The Legislative Assembly, one of the governing bodies during the Revolution, abolished the Académie de médecine in 1793. But the assembly made no agreement on how they should rebuild the medical system and it was left disorganized and ineffective for a number of years. That was until the French began fighting wars abroad, which began around the turn of the 19th century. “The enlightenment ideals and the Revolution inspired the French to destroy the old medical institutions, while the wars created the urgent necessity to rebuild them,” Brandon explained. The secular and nationalized clinic system that emerged in the early years of the 19th century reflected the Revolutionary ideals, stressing rationalism and empiricism. “The clinic created a new space where they could observe the patient and pay more attention to the body, and those observations were now precisely documented.”

The modern system had other far-reaching effects. Patients became separated by type of disease in hospitals as the concept of contagious diseases was beginning to be understood, and doctors were no longer general physicians but rather specialized types of physicians or surgeons. “All of this contributed to a more systemized hospital and medical school system,” Brandon said. It was because of these changes in infrastructure, Brandon asserts, that technological advances were made and the modern medical system was able to develop.

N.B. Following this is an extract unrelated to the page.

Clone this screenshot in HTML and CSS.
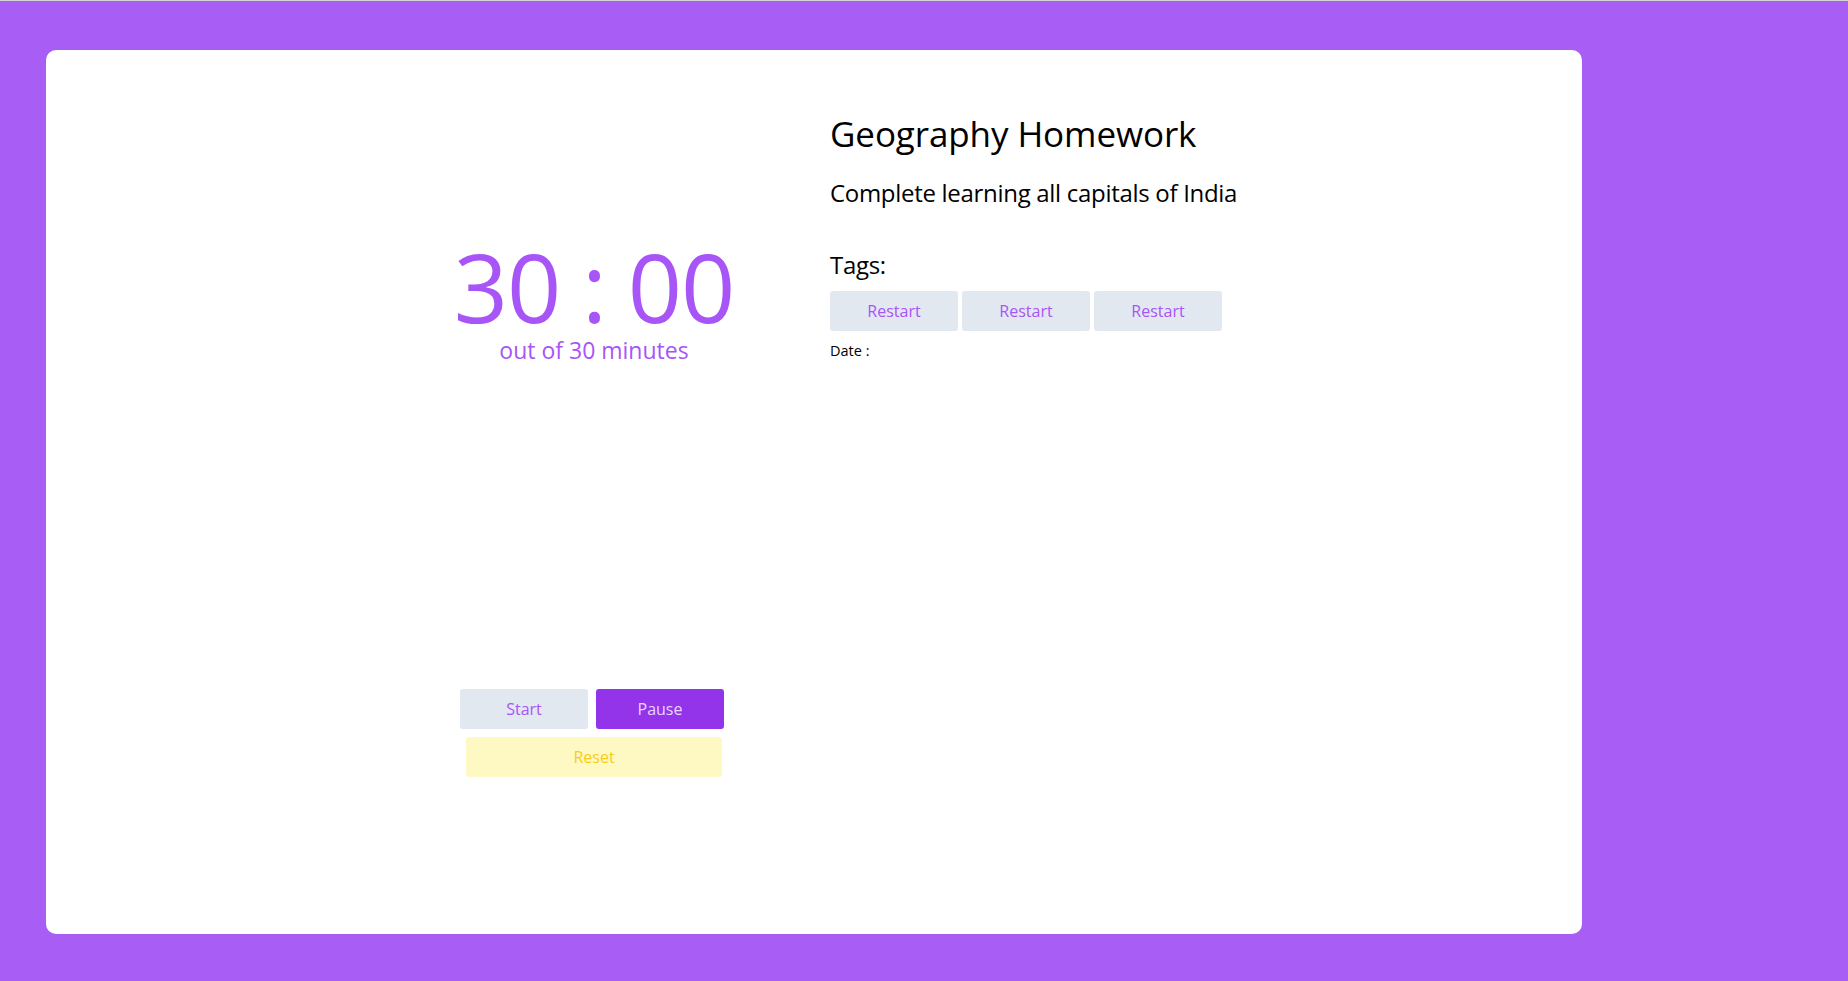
FILE: index.html
```html
<!DOCTYPE html>
<html lang="en">
<head>
<meta charset="utf-8">
<title>Task Timer</title>
<link rel="stylesheet" href="styles.css">
</head>
<body>
<div class="topline"></div>
<main class="page">
  <section class="card">
    <div class="timer-col">
      <div class="timer">
        <div class="time">30 : 00</div>
        <div class="sub">out of 30 minutes</div>
      </div>
      <div class="controls">
        <div class="row">
          <button class="btn start">Start</button>
          <button class="btn pause">Pause</button>
        </div>
        <button class="btn reset">Reset</button>
      </div>
    </div>
    <div class="info-col">
      <h1 class="title">Geography Homework</h1>
      <p class="desc">Complete learning all capitals of India</p>
      <h2 class="tags-label">Tags:</h2>
      <div class="tags">
        <button class="btn tag">Restart</button>
        <button class="btn tag">Restart</button>
        <button class="btn tag">Restart</button>
      </div>
      <p class="date">Date :</p>
    </div>
  </section>
</main>
</body>
</html>
```
FILE: styles.css
```css
html, body {
  margin: 0;
  padding: 0;
  background: #a85ef5;
  font-family: "Open Sans", "Noto Sans", sans-serif;
}
body {
  min-height: 100vh;
}
.topline {
  height: 1px;
  background: #d4d4d4;
}
.page {
  padding: 49px 0 47px 46px;
}
.card {
  box-sizing: border-box;
  width: 1536px;
  height: 884px;
  background: #ffffff;
  border-radius: 10px;
  padding: 64px;
  display: grid;
  grid-template-columns: 1fr 1fr;
  column-gap: 32px;
}
.timer-col {
  display: flex;
  flex-direction: column;
  align-items: center;
  width: 264px;
  margin-left: 350px;
}
.timer {
  margin-top: 124px;
  margin-left: 4px;
  display: flex;
  flex-direction: column;
  align-items: center;
  color: #a855f7;
}
.time {
  font-size: 95px;
  line-height: 96px;
  letter-spacing: -1px;
  word-spacing: -2px;
  white-space: nowrap;
}
.sub {
  margin-top: 2px;
  font-size: 23px;
  line-height: 28px;
  white-space: nowrap;
}
.controls {
  margin-top: 325px;
  display: flex;
  flex-direction: column;
  align-items: center;
  gap: 8px;
}
.row {
  display: flex;
  gap: 8px;
}
.btn {
  font-family: inherit;
  font-size: 16px;
  border: none;
  border-radius: 3px;
  height: 40px;
  width: 128px;
  padding: 0;
  cursor: pointer;
}
.start {
  background: #e2e8f0;
  color: #a855f7;
}
.pause {
  background: #9333ea;
  color: #e9d5ff;
}
.reset {
  width: 256px;
  margin-left: 4px;
  background: #fef9c3;
  color: #facc15;
}
.info-col {
  color: #000;
}
.title {
  margin: 0;
  font-size: 35px;
  line-height: 40px;
  letter-spacing: -0.1px;
  font-weight: 400;
}
.desc {
  margin: 23px 0 0;
  font-size: 24px;
  line-height: 32px;
  letter-spacing: -0.3px;
}
.tags-label {
  margin: 40px 0 0;
  font-size: 24px;
  line-height: 32px;
  letter-spacing: -0.3px;
  font-weight: 400;
}
.tags {
  margin-top: 10px;
  display: flex;
  gap: 4px;
}
.tag {
  background: #e2e8f0;
  color: #a855f7;
}
.date {
  margin: 10px 0 0;
  font-size: 14.5px;
  line-height: 20px;
}
```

Fresh from her semester in Paris, Brandon has many seemingly divergent interests. She has a major in comparative literature and a minor in French, but she is also pre-med. Having spent the past two summers immersed in medical research, her project allows her to broaden the scope of her medical interest and analyze medicine in a societal context. “[My project] is perfect because it takes three very disparate interests of mine: history, French, and medicine, and combines them into a single topic,” Brandon commented. Spending the summer in her hometown of Baltimore, Brandon has access to the amazing collections of the history of French medicine at Johns Hopkins University.